> SUPPLIED INFORMATION
—————
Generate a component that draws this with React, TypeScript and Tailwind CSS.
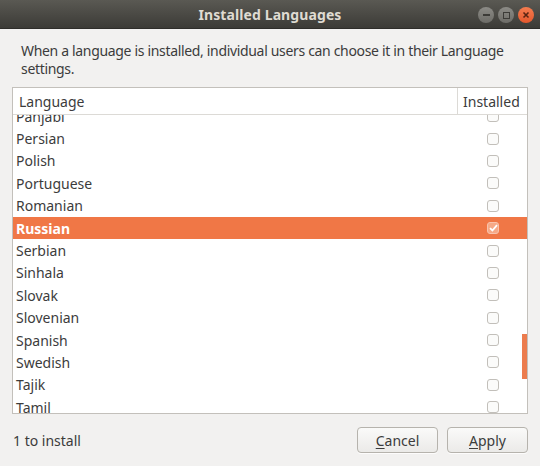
import React from "react";

const langs = [
  "Panjabi",
  "Persian",
  "Polish",
  "Portuguese",
  "Romanian",
  "Russian",
  "Serbian",
  "Sinhala",
  "Slovak",
  "Slovenian",
  "Spanish",
  "Swedish",
  "Tajik",
  "Tamil",
  "Tatar",
];

function Check({ checked }: { checked: boolean }) {
  if (checked) {
    return (
      <div className="w-[12px] h-[12px] rounded-[3px] border border-[#f8c3ad] bg-[#f6a987] flex items-center justify-center">
        <svg width="9" height="8" viewBox="0 0 9 8">
          <path d="M1 4.2 L3.4 6.5 L8 1.2" fill="none" stroke="#ffffff" strokeWidth="1.8" />
        </svg>
      </div>
    );
  }
  return <div className="w-[12px] h-[12px] rounded-[3px] border border-[#c2bfba] bg-[#fbfbfa]" />;
}

export default function App() {
  return (
    <div
      className="w-[540px] h-[466px] bg-[#f2f1f0] flex flex-col overflow-hidden text-[#3c3c3c]"
      style={{ fontFamily: '"Noto Sans", "Open Sans", sans-serif' }}
    >
      {/* Title bar */}
      <div className="relative h-[29px] shrink-0 bg-gradient-to-b from-[#5a5953] to-[#3c3b37] flex items-center justify-center border-b border-[#2e2d2a]">
        <span className="text-[14px] font-bold text-[#dfdbd2] tracking-[0.1px]">Installed Languages</span>
        <div className="absolute right-[6px] top-[7px] flex gap-[4px]">
          <div className="w-[16px] h-[16px] rounded-full bg-gradient-to-b from-[#8c8b86] to-[#6d6c67] flex items-center justify-center">
            <div className="w-[7px] h-[2px] bg-[#3c3b37]" />
          </div>
          <div className="w-[16px] h-[16px] rounded-full bg-gradient-to-b from-[#8c8b86] to-[#6d6c67] flex items-center justify-center">
            <div className="w-[7px] h-[7px] border-[1.5px] border-[#3c3b37]" />
          </div>
          <div className="w-[16px] h-[16px] rounded-full bg-gradient-to-b from-[#f47c4f] to-[#e4572c] flex items-center justify-center">
            <svg width="8" height="8" viewBox="0 0 8 8">
              <path d="M1.5 1.5 L6.5 6.5 M6.5 1.5 L1.5 6.5" stroke="#5a2412" strokeWidth="1.6" />
            </svg>
          </div>
        </div>
      </div>

      {/* Description */}
      <div className="pl-[21px] pr-[12px] pt-[13px] text-[14px] leading-[18px] tracking-[-0.33px] h-[58px] shrink-0">
        When a language is installed, individual users can choose it in their Language settings.
      </div>

      {/* Tree view */}
      <div className="relative mx-[12px] w-[516px] h-[327px] shrink-0 border border-[#c3c0bb] bg-white flex flex-col">
        <div className="h-[27px] shrink-0 flex border-b border-[#dcdad6] text-[14px]">
          <div className="w-[445px] pl-[6px] flex items-center border-r border-[#dcdad6]">Language</div>
          <div className="flex-1 pl-[5px] flex items-center">Installed</div>
        </div>
        <div className="flex-1 overflow-hidden">
          <div className="mt-[-10px] flex flex-col">
            {langs.map((l) => {
              const sel = l === "Russian";
              return (
                <div
                  key={l}
                  className={
                    "h-[22.4px] shrink-0 flex items-center text-[14px] " +
                    (sel ? "bg-[#f07746] text-white font-bold" : "")
                  }
                >
                  <div className="w-[474px] pl-[3px]">{l}</div>
                  <Check checked={sel} />
                </div>
              );
            })}
          </div>
        </div>
        <div className="absolute right-[0px] top-[246px] w-[5px] h-[45px] bg-[#ec7c4e]" />
      </div>

      {/* Footer */}
      <div className="flex items-center pl-[13px] pr-[12px] pt-[13px]">
        <span className="text-[14px] flex-1">1 to install</span>
        <div className="flex gap-[9px]">
          <button className="w-[81px] h-[26px] rounded-[4px] border border-[#b6b3ad] bg-gradient-to-b from-[#fafaf9] to-[#ebeae8] text-[14px] text-[#3c3c3c] shadow-[0_1px_0_rgba(255,255,255,0.8)]">
            <span className="underline underline-offset-2">C</span>ancel
          </button>
          <button className="w-[81px] h-[26px] rounded-[4px] border border-[#b6b3ad] bg-gradient-to-b from-[#fafaf9] to-[#ebeae8] text-[14px] text-[#3c3c3c] shadow-[0_1px_0_rgba(255,255,255,0.8)]">
            <span className="underline underline-offset-2">A</span>pply
          </button>
        </div>
      </div>
    </div>
  );
}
—————
Restate, line by line and word for word, everything from the top of the material through the line that contains "import React from". Leave pictures out.

Generate a component that draws this with React, TypeScript and Tailwind CSS.
import React from "react";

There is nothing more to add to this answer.